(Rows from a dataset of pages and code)
·····

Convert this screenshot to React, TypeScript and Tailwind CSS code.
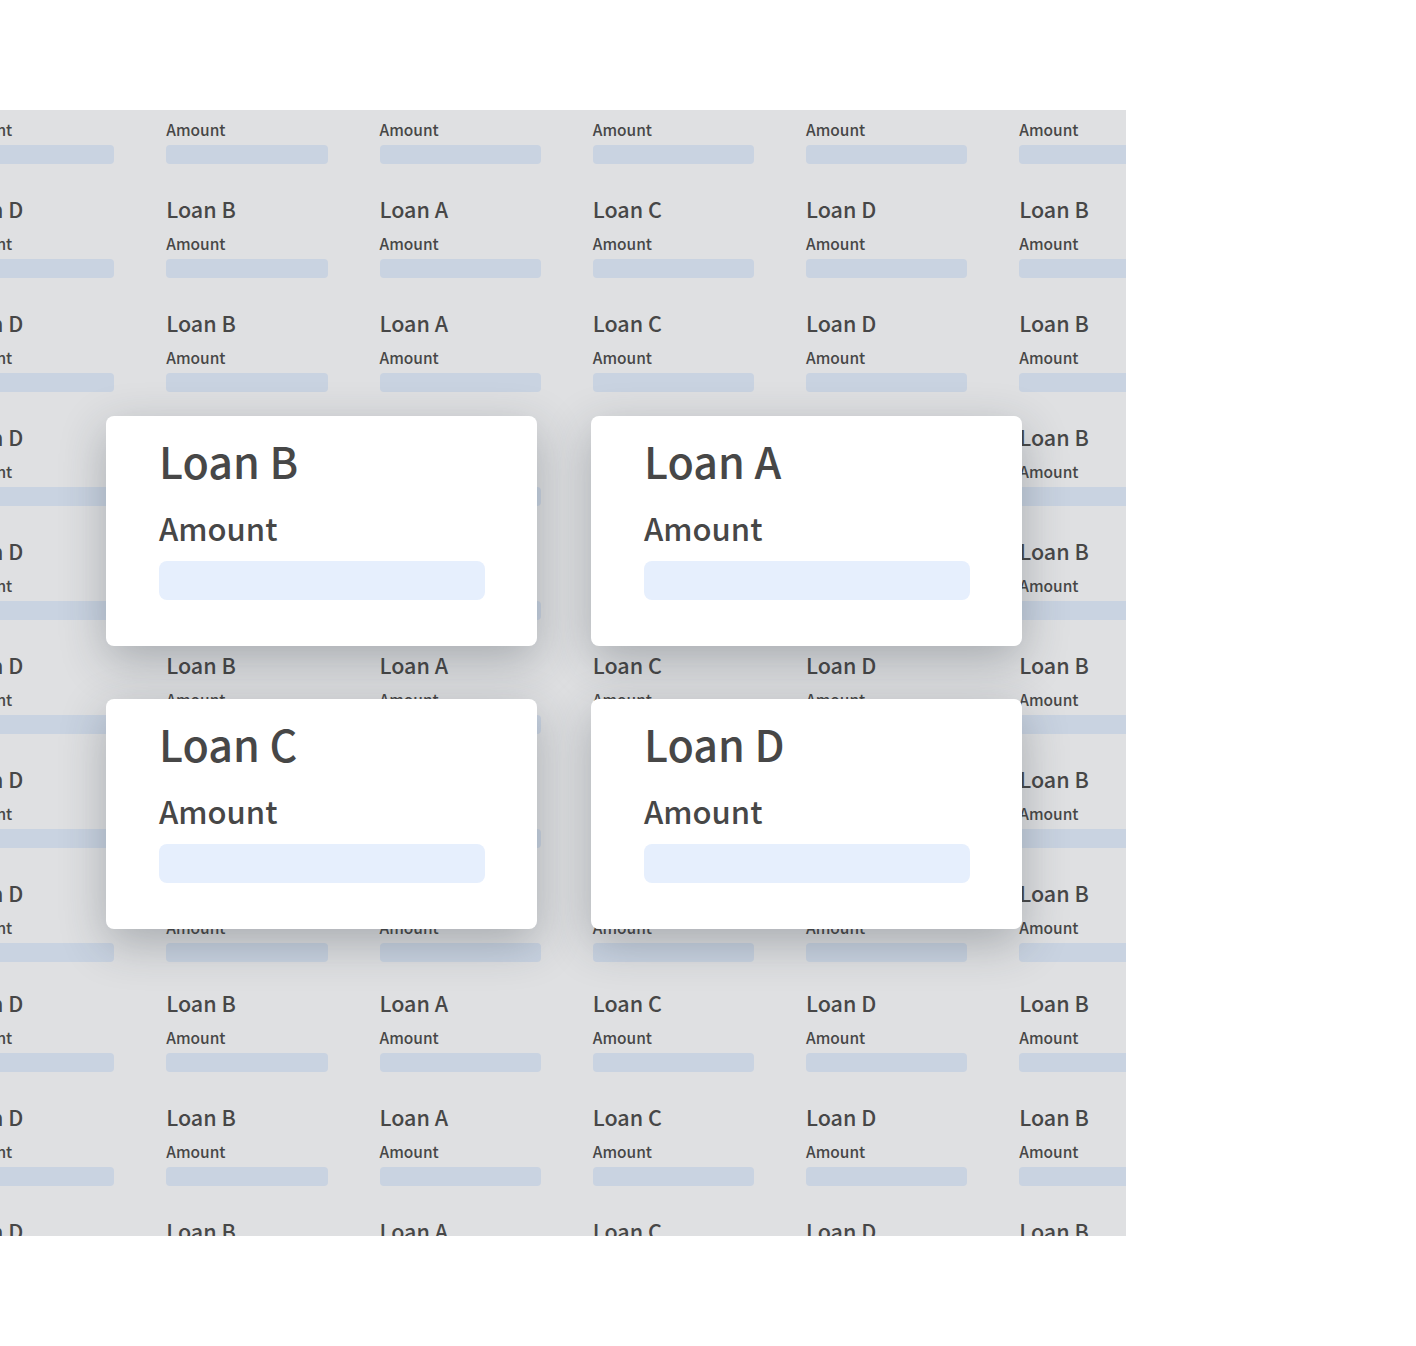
const order = ['D', 'B', 'A', 'C', 'D', 'B'];
const rows = Array.from({ length: 11 }, (_, i) => i);

function TileSmall({ letter }: { letter: string }) {
  return (
    <div className="w-[161.25px] shrink-0 h-[114px] flex flex-col">
      <div className="h-[30px] text-[21.5px] leading-[30px] font-medium text-[#474747] whitespace-nowrap">
        Loan {letter}
      </div>
      <div className="mt-[8px] h-[22px] text-[15.5px] leading-[22px] font-medium text-[#474747] whitespace-nowrap">
        Amount
      </div>
      <div className="mt-[5px] h-[19px] rounded-[4px] bg-[#c9d3e1]" />
    </div>
  );
}

function TileBig({ letter }: { letter: string }) {
  return (
    <div className="h-[230px] rounded-[8px] bg-white shadow-[0_14px_46px_rgba(40,50,60,0.3)] pl-[53px] pr-[52px] pt-[14px]">
      <div className="h-[60px] text-[43px] leading-[60px] font-medium text-[#474747] whitespace-nowrap">
        Loan {letter}
      </div>
      <div className="mt-[16px] h-[44px] text-[31px] leading-[44px] font-medium text-[#474747] whitespace-nowrap">
        Amount
      </div>
      <div className="mt-[11px] h-[39px] rounded-[8px] bg-[#e6effd]" />
    </div>
  );
}

export default function App() {
  return (
    <div
      className="w-[1416px] h-[1346px] bg-white pt-[110px]"
      style={{ fontFamily: '"Noto Sans CJK SC", "Noto Sans", sans-serif' }}
    >
      <div className="relative w-[1126px] h-[1126px] bg-[#dfe0e2] overflow-hidden">
        <div className="-ml-[47px] -mt-[30px] flex flex-col">
          {rows.map((r) => (
            <div key={r} className={`flex gap-[52px] ${r === 8 ? '-mt-[4px]' : ''}`}>
              {order.map((l, i) => (
                <TileSmall key={i} letter={l} />
              ))}
            </div>
          ))}
        </div>

        <div className="absolute left-[106px] top-[306px] grid grid-cols-[431px_431px] gap-x-[54px] gap-y-[53px]">
          <TileBig letter="B" />
          <TileBig letter="A" />
          <TileBig letter="C" />
          <TileBig letter="D" />
        </div>
      </div>
    </div>
  );
}
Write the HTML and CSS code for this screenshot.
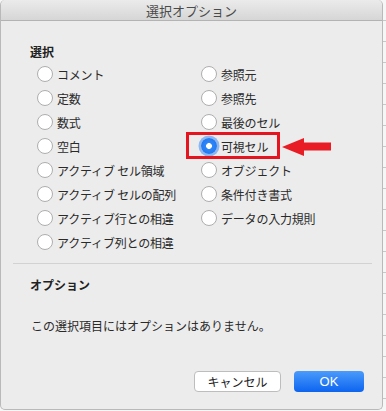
FILE: index.html
```html
<!DOCTYPE html>
<html lang="ja">
<head>
<meta charset="utf-8">
<link rel="stylesheet" href="styles.css">
</head>
<body>
<div class="dialog">
  <div class="titlebar">選択オプション</div>
  <div class="content">
    <div class="heading sel-heading">選択</div>
    <div class="choices">
      <div class="col col-left">
        <label class="row"><span class="radio"></span><span class="lbl">コメント</span></label>
        <label class="row"><span class="radio"></span><span class="lbl">定数</span></label>
        <label class="row"><span class="radio"></span><span class="lbl">数式</span></label>
        <label class="row"><span class="radio"></span><span class="lbl">空白</span></label>
        <label class="row"><span class="radio"></span><span class="lbl">アクティブ セル領域</span></label>
        <label class="row"><span class="radio"></span><span class="lbl">アクティブ セルの配列</span></label>
        <label class="row"><span class="radio"></span><span class="lbl">アクティブ行との相違</span></label>
        <label class="row"><span class="radio"></span><span class="lbl">アクティブ列との相違</span></label>
      </div>
      <div class="col col-right">
        <label class="row"><span class="radio"></span><span class="lbl">参照元</span></label>
        <label class="row"><span class="radio"></span><span class="lbl">参照先</span></label>
        <label class="row"><span class="radio"></span><span class="lbl">最後のセル</span></label>
        <label class="row row-selected"><span class="radio checked"></span><span class="lbl">可視セル</span>
          <span class="highlight"></span>
          <svg class="arrow" width="50" height="20" viewBox="0 0 50 20"><polygon points="0,10 22,1 22,5.5 49,5.5 49,13.5 22,13.5 22,19" fill="#e81c24"/></svg>
        </label>
        <label class="row"><span class="radio"></span><span class="lbl">オブジェクト</span></label>
        <label class="row"><span class="radio"></span><span class="lbl">条件付き書式</span></label>
        <label class="row"><span class="radio"></span><span class="lbl">データの入力規則</span></label>
      </div>
    </div>
    <div class="separator"></div>
    <div class="heading opt-heading">オプション</div>
    <div class="note">この選択項目にはオプションはありません。</div>
    <div class="buttons">
      <button class="btn btn-cancel">キャンセル</button>
      <button class="btn btn-ok">OK</button>
    </div>
  </div>
</div>
</body>
</html>
```

FILE: styles.css
```css
html, body {
  margin: 0;
  padding: 0;
}
body {
  width: 386px;
  height: 411px;
  overflow: hidden;
  background-color: #f6f6f6;
  background-image: repeating-linear-gradient(to bottom, transparent 0, transparent 20px, #c8c8c8 20px, #c8c8c8 21px);
  font-family: "Noto Sans CJK JP", "Noto Sans", sans-serif;
  color: #2a2a2a;
}
.dialog {
  box-sizing: border-box;
  width: 383px;
  height: 410px;
  background: #ececec;
  border: 1px solid #b9b9b9;
  border-top: none;
  border-radius: 5px;
  display: flex;
  flex-direction: column;
  overflow: hidden;
}
.titlebar {
  height: 20px;
  border-bottom: 1px solid #b3b3b3;
  background: linear-gradient(to bottom, #ebebeb, #d6d6d6);
  text-align: center;
  font-size: 13px;
  line-height: 21px;
  color: #4a4a4a;
  border-radius: 5px 5px 0 0;
}
.content {
  flex: 1;
  display: flex;
  flex-direction: column;
  padding: 23px 0 17px 0;
}
.heading {
  font-size: 12px;
  font-weight: bold;
  line-height: 16px;
  height: 16px;
  color: #222;
  padding-left: 29px;
}
.choices {
  display: flex;
  margin-top: 2px;
  padding-left: 36px;
}
.col {
  display: flex;
  flex-direction: column;
}
.col-left {
  width: 164px;
}
.row {
  position: relative;
  height: 24px;
  display: flex;
  align-items: center;
  font-size: 12px;
}
.radio {
  box-sizing: border-box;
  width: 16px;
  height: 16px;
  border-radius: 50%;
  background: #fff;
  border: 1px solid #aeaeae;
  margin-right: 4px;
  flex: none;
}
.radio.checked {
  border: none;
  background: radial-gradient(circle, #fff 0, #fff 2.6px, #2f86f6 3.2px, #1a6ff0 100%);
  box-shadow: 0 0 0 2.5px rgba(110, 165, 240, 0.75);
}
.lbl {
  white-space: nowrap;
  letter-spacing: -0.2px;
}
.highlight {
  position: absolute;
  left: -15px;
  top: -2px;
  width: 94px;
  height: 27px;
  box-sizing: border-box;
  border: 3px solid #e6141f;
}
.arrow {
  position: absolute;
  left: 81px;
  top: 3px;
}
.separator {
  height: 1px;
  background: #d2d2d2;
  margin: 9px 10px 0 12px;
}
.opt-heading {
  margin-top: 13px;
}
.note {
  font-size: 12px;
  line-height: 16px;
  padding-left: 30px;
  margin-top: 25px;
  color: #2a2a2a;
}
.buttons {
  margin-top: auto;
  display: flex;
  justify-content: flex-end;
  gap: 13px;
  padding-right: 18px;
}
.btn {
  box-sizing: border-box;
  height: 21px;
  border-radius: 4px;
  font-family: "Noto Sans CJK JP", "Noto Sans", sans-serif;
  font-size: 12px;
  line-height: 19px;
  padding: 0;
  margin: 0;
}
.btn-cancel {
  width: 87px;
  background: #fff;
  border: 1px solid #bdbdbd;
  color: #222;
}
.btn-ok {
  width: 70px;
  border: none;
  background: linear-gradient(to bottom, #4b9bfb, #0d64ef);
  color: #fff;
  font-family: "Liberation Sans", Arial, sans-serif;
  font-size: 13px;
}
```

·····

Without the pictures, repeat the listing above exactly.

Convert this screenshot to React, TypeScript and Tailwind CSS code.
const order = ['D', 'B', 'A', 'C', 'D', 'B'];
const rows = Array.from({ length: 11 }, (_, i) => i);

function TileSmall({ letter }: { letter: string }) {
  return (
    <div className="w-[161.25px] shrink-0 h-[114px] flex flex-col">
      <div className="h-[30px] text-[21.5px] leading-[30px] font-medium text-[#474747] whitespace-nowrap">
        Loan {letter}
      </div>
      <div className="mt-[8px] h-[22px] text-[15.5px] leading-[22px] font-medium text-[#474747] whitespace-nowrap">
        Amount
      </div>
      <div className="mt-[5px] h-[19px] rounded-[4px] bg-[#c9d3e1]" />
    </div>
  );
}

function TileBig({ letter }: { letter: string }) {
  return (
    <div className="h-[230px] rounded-[8px] bg-white shadow-[0_14px_46px_rgba(40,50,60,0.3)] pl-[53px] pr-[52px] pt-[14px]">
      <div className="h-[60px] text-[43px] leading-[60px] font-medium text-[#474747] whitespace-nowrap">
        Loan {letter}
      </div>
      <div className="mt-[16px] h-[44px] text-[31px] leading-[44px] font-medium text-[#474747] whitespace-nowrap">
        Amount
      </div>
      <div className="mt-[11px] h-[39px] rounded-[8px] bg-[#e6effd]" />
    </div>
  );
}

export default function App() {
  return (
    <div
      className="w-[1416px] h-[1346px] bg-white pt-[110px]"
      style={{ fontFamily: '"Noto Sans CJK SC", "Noto Sans", sans-serif' }}
    >
      <div className="relative w-[1126px] h-[1126px] bg-[#dfe0e2] overflow-hidden">
        <div className="-ml-[47px] -mt-[30px] flex flex-col">
          {rows.map((r) => (
            <div key={r} className={`flex gap-[52px] ${r === 8 ? '-mt-[4px]' : ''}`}>
              {order.map((l, i) => (
                <TileSmall key={i} letter={l} />
              ))}
            </div>
          ))}
        </div>

        <div className="absolute left-[106px] top-[306px] grid grid-cols-[431px_431px] gap-x-[54px] gap-y-[53px]">
          <TileBig letter="B" />
          <TileBig letter="A" />
          <TileBig letter="C" />
          <TileBig letter="D" />
        </div>
      </div>
    </div>
  );
}
Write the HTML and CSS code for this screenshot.
FILE: index.html
```html
<!DOCTYPE html>
<html lang="ja">
<head>
<meta charset="utf-8">
<link rel="stylesheet" href="styles.css">
</head>
<body>
<div class="dialog">
  <div class="titlebar">選択オプション</div>
  <div class="content">
    <div class="heading sel-heading">選択</div>
    <div class="choices">
      <div class="col col-left">
        <label class="row"><span class="radio"></span><span class="lbl">コメント</span></label>
        <label class="row"><span class="radio"></span><span class="lbl">定数</span></label>
        <label class="row"><span class="radio"></span><span class="lbl">数式</span></label>
        <label class="row"><span class="radio"></span><span class="lbl">空白</span></label>
        <label class="row"><span class="radio"></span><span class="lbl">アクティブ セル領域</span></label>
        <label class="row"><span class="radio"></span><span class="lbl">アクティブ セルの配列</span></label>
        <label class="row"><span class="radio"></span><span class="lbl">アクティブ行との相違</span></label>
        <label class="row"><span class="radio"></span><span class="lbl">アクティブ列との相違</span></label>
      </div>
      <div class="col col-right">
        <label class="row"><span class="radio"></span><span class="lbl">参照元</span></label>
        <label class="row"><span class="radio"></span><span class="lbl">参照先</span></label>
        <label class="row"><span class="radio"></span><span class="lbl">最後のセル</span></label>
        <label class="row row-selected"><span class="radio checked"></span><span class="lbl">可視セル</span>
          <span class="highlight"></span>
          <svg class="arrow" width="50" height="20" viewBox="0 0 50 20"><polygon points="0,10 22,1 22,5.5 49,5.5 49,13.5 22,13.5 22,19" fill="#e81c24"/></svg>
        </label>
        <label class="row"><span class="radio"></span><span class="lbl">オブジェクト</span></label>
        <label class="row"><span class="radio"></span><span class="lbl">条件付き書式</span></label>
        <label class="row"><span class="radio"></span><span class="lbl">データの入力規則</span></label>
      </div>
    </div>
    <div class="separator"></div>
    <div class="heading opt-heading">オプション</div>
    <div class="note">この選択項目にはオプションはありません。</div>
    <div class="buttons">
      <button class="btn btn-cancel">キャンセル</button>
      <button class="btn btn-ok">OK</button>
    </div>
  </div>
</div>
</body>
</html>
```

FILE: styles.css
```css
html, body {
  margin: 0;
  padding: 0;
}
body {
  width: 386px;
  height: 411px;
  overflow: hidden;
  background-color: #f6f6f6;
  background-image: repeating-linear-gradient(to bottom, transparent 0, transparent 20px, #c8c8c8 20px, #c8c8c8 21px);
  font-family: "Noto Sans CJK JP", "Noto Sans", sans-serif;
  color: #2a2a2a;
}
.dialog {
  box-sizing: border-box;
  width: 383px;
  height: 410px;
  background: #ececec;
  border: 1px solid #b9b9b9;
  border-top: none;
  border-radius: 5px;
  display: flex;
  flex-direction: column;
  overflow: hidden;
}
.titlebar {
  height: 20px;
  border-bottom: 1px solid #b3b3b3;
  background: linear-gradient(to bottom, #ebebeb, #d6d6d6);
  text-align: center;
  font-size: 13px;
  line-height: 21px;
  color: #4a4a4a;
  border-radius: 5px 5px 0 0;
}
.content {
  flex: 1;
  display: flex;
  flex-direction: column;
  padding: 23px 0 17px 0;
}
.heading {
  font-size: 12px;
  font-weight: bold;
  line-height: 16px;
  height: 16px;
  color: #222;
  padding-left: 29px;
}
.choices {
  display: flex;
  margin-top: 2px;
  padding-left: 36px;
}
.col {
  display: flex;
  flex-direction: column;
}
.col-left {
  width: 164px;
}
.row {
  position: relative;
  height: 24px;
  display: flex;
  align-items: center;
  font-size: 12px;
}
.radio {
  box-sizing: border-box;
  width: 16px;
  height: 16px;
  border-radius: 50%;
  background: #fff;
  border: 1px solid #aeaeae;
  margin-right: 4px;
  flex: none;
}
.radio.checked {
  border: none;
  background: radial-gradient(circle, #fff 0, #fff 2.6px, #2f86f6 3.2px, #1a6ff0 100%);
  box-shadow: 0 0 0 2.5px rgba(110, 165, 240, 0.75);
}
.lbl {
  white-space: nowrap;
  letter-spacing: -0.2px;
}
.highlight {
  position: absolute;
  left: -15px;
  top: -2px;
  width: 94px;
  height: 27px;
  box-sizing: border-box;
  border: 3px solid #e6141f;
}
.arrow {
  position: absolute;
  left: 81px;
  top: 3px;
}
.separator {
  height: 1px;
  background: #d2d2d2;
  margin: 9px 10px 0 12px;
}
.opt-heading {
  margin-top: 13px;
}
.note {
  font-size: 12px;
  line-height: 16px;
  padding-left: 30px;
  margin-top: 25px;
  color: #2a2a2a;
}
.buttons {
  margin-top: auto;
  display: flex;
  justify-content: flex-end;
  gap: 13px;
  padding-right: 18px;
}
.btn {
  box-sizing: border-box;
  height: 21px;
  border-radius: 4px;
  font-family: "Noto Sans CJK JP", "Noto Sans", sans-serif;
  font-size: 12px;
  line-height: 19px;
  padding: 0;
  margin: 0;
}
.btn-cancel {
  width: 87px;
  background: #fff;
  border: 1px solid #bdbdbd;
  color: #222;
}
.btn-ok {
  width: 70px;
  border: none;
  background: linear-gradient(to bottom, #4b9bfb, #0d64ef);
  color: #fff;
  font-family: "Liberation Sans", Arial, sans-serif;
  font-size: 13px;
}
```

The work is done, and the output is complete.